ZEIT: What solution would you suggest for this crisis?

Piketty: We need a conference on all of Europe’s debts, just like after World War II. A restructuring of all debt, not just in Greece but in several European countries, is inevitable. Just now, we’ve lost six months in the completely intransparent negotiations with Athens. The Eurogroup’s notion that Greece will reach a budgetary surplus of 4% of GDP and will pay back its debts within 30 to 40 years is still on the table. Allegedly, they will reach one percent surplus in 2015, then two percent in 2016, and three and a half percent in 2017. Completely ridiculous! This will never happen. Yet we keep postponing the necessary debate until the cows come home.

ZEIT: And what would happen after the major debt cuts?

Piketty: A new European institution would be required to determine the maximum allowable budget deficit in order to prevent the regrowth of debt. For example, this could be a commmittee in the European Parliament consisting of legislators from national parliaments. Budgetary decisions should not be off-limits to legislatures. To undermine European democracy, which is what Germany is doing today by insisting that states remain in penury under mechanisms that Berlin itself is muscling through, is a grievous mistake.

“If we had told you Germans in the 1950s that you have not properly recognized your failures, you would still be repaying your debts. Luckily, we were more intelligent than that.”

ZEIT: Your president, François Hollande, recently failed to criticize the fiscal pact.

Piketty: This does not improve anything. If, in past years, decisions in Europe had been reached in more democratic ways, the current austerity policy in Europe would be less strict.

ZEIT: But no political party in France is participating. National sovereignty is considered holy.

Piketty: Indeed, in Germany many more people are entertaining thoughts of reestablishing European democracy, in contrast to France with its countless believers in sovereignty. What’s more, our president still portrays himself as a prisoner of the failed 2005 referendum on a European Constitution, which failed in France. François Hollande does not understand that a lot has changed because of the financial crisis. We have to overcome our own national egoism.

ZEIT: What sort of national egoism do you see in Germany?

Piketty: I think that Germany was greatly shaped by its reunification. It was long feared that it would lead to economic stagnation. But then reunification turned out to be a great success thanks to a functioning social safety net and an intact industrial sector. Meanwhile, Germany has become so proud of its success that it dispenses lectures to all other countries. This is a little infantile. Of course, I understand how important the successful reunification was to the personal history of Chancellor Angela Merkel. But now Germany has to rethink things. Otherwise, its position on the debt crisis will be a grave danger to Europe.

ZEIT: What advice do you have for the Chancellor?
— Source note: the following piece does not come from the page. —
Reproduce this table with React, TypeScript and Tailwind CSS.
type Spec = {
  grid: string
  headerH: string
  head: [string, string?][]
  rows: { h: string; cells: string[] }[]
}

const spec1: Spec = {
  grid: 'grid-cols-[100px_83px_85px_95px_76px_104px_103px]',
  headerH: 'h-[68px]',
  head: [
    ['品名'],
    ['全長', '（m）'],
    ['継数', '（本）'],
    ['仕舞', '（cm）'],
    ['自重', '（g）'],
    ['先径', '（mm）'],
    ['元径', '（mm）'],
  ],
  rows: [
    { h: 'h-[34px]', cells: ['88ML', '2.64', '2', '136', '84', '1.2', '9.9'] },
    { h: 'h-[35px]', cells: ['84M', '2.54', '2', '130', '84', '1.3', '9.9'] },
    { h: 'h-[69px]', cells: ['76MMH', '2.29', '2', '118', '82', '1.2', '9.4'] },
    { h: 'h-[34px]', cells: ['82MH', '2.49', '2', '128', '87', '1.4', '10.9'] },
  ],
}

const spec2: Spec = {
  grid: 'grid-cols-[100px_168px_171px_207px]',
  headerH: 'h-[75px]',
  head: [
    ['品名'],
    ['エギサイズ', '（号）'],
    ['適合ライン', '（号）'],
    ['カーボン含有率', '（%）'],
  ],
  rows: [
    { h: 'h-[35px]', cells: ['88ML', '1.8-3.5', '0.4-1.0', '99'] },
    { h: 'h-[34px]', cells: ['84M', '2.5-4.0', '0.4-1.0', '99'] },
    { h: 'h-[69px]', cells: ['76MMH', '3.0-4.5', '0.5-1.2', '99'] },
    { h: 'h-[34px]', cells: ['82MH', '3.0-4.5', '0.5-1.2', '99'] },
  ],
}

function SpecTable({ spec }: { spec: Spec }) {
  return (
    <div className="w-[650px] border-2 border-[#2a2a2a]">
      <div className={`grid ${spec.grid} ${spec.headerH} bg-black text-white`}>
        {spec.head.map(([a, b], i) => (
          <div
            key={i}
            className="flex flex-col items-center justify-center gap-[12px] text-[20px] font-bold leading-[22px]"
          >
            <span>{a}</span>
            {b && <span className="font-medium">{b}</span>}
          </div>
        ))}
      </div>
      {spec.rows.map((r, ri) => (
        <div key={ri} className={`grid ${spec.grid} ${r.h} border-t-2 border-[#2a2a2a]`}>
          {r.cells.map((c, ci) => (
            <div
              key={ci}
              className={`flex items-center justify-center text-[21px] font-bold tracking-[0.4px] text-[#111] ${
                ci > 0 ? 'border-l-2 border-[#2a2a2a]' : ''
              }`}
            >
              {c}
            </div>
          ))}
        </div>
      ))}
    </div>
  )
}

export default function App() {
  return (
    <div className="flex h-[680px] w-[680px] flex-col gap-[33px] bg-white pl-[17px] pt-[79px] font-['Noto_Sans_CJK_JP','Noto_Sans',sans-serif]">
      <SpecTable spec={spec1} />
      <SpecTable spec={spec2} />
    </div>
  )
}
Piketty: Those who want to chase Greece out of the Eurozone today will end up on the trash heap of history. If the Chancellor wants to secure her place in the history books, as [Helmut] Kohl did during reunification, then she must forge a solution to the Greek question, including a debt conference where we can start with a clean slate. But with renewed, much stronger fiscal discipline.

This interview was translated by Gavin Schalliol.